Wells’ also seems to have given up on his own former socialist comrades. Lord Thunderclap believes conspiring socialists have “a strong, clear plan for a workable human society … a hard, competent society”. Wells’ remarks, “He was probably the only man alive in England who believed in socialism to that extent.” Plot-wise, the novel follows the basic plot of The Food of the Gods: a group of exceptional children created by the intervention of an outside agency will create a better order.
The sf idea of “mutant” (sometimes in the technical sense of the word, sometimes just exceptional) children ushering in a new (though not always better) world is a tradition continuing at least through John Brunner’s Children of the Thunder and Nancy Kress’ Beggar series.
This book is even mildly recursive sf in that one character mentions The War of the Worlds though he can’t remember the author. (Indeed, this novel is a variation on that novel’s story of Martian invasion. Here the invasion is done by changing men into Martians or whoever is sending the cosmic rays to Earth –and for our benefit as well as theirs.) Olaf Stapledon’s Last and First Men is explicitly mentioned.
Ultimately, though, this novel fails both as a realistic working out of its sf premise and as an allegorical call for reform.
Realistically, it fails on a several accounts.
First, though the idea of aliens inducing genetic mutations in humans is interesting, surely Wells must have known, even with the knowledge of genetics circa 1937, that you can’t induce specific mutations that way, and without specific mutations the method is useless.
Second, even after protagonist Davis suspects his wife may be “star begotten” and that the Martians who have induced the mutations may have sinister ends, he seems remarkably nonplussed by this. Indeed, Wells’ rarely deals with Davis’ marriage until the end when he finds out he’s “star begotten”.
Third, the relationship between Davis’ wife and “her people” is never explained. Is this a community of “star begotten” who has already coalesced together? Or does an entire family of mutants exist?
As allegory, the novel also fails. Not only is no specific plan for reform mentioned – somehow the clear-minded, consistent “star begotten” are just supposed to know to do something unspecified – but Wells undercuts his allegorical call for reform by explaining it in unrealistic terms. Is man’s only hope to wait for extra-terrestrials to genetically mutate his bestial side away?
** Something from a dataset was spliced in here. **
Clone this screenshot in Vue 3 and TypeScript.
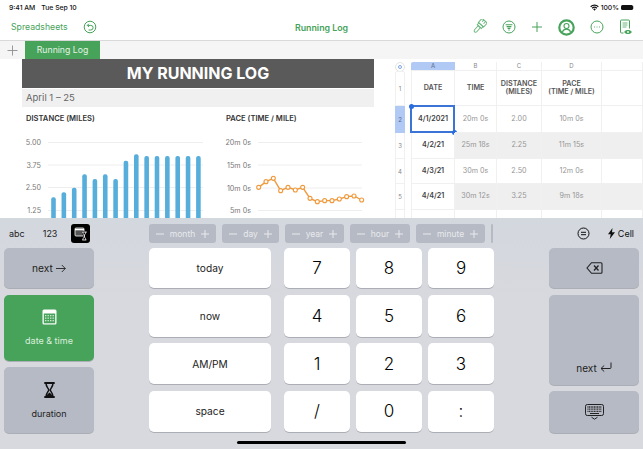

Evidently man is incapable of reform on his own. In effect, Wells says we are doomed if we don’t change our ways then says we can’t change on our own.
There is a final bit of personal curiosity. Wells’ criticizes humans’ primal nature as being amongst other things, “over-sexed” which, for a man of such voracious sexual appetites, is curious. Perhaps, he was feeling guilty about this side of him or just realized (or maybe not) he possessed, like all of us, an animal nature.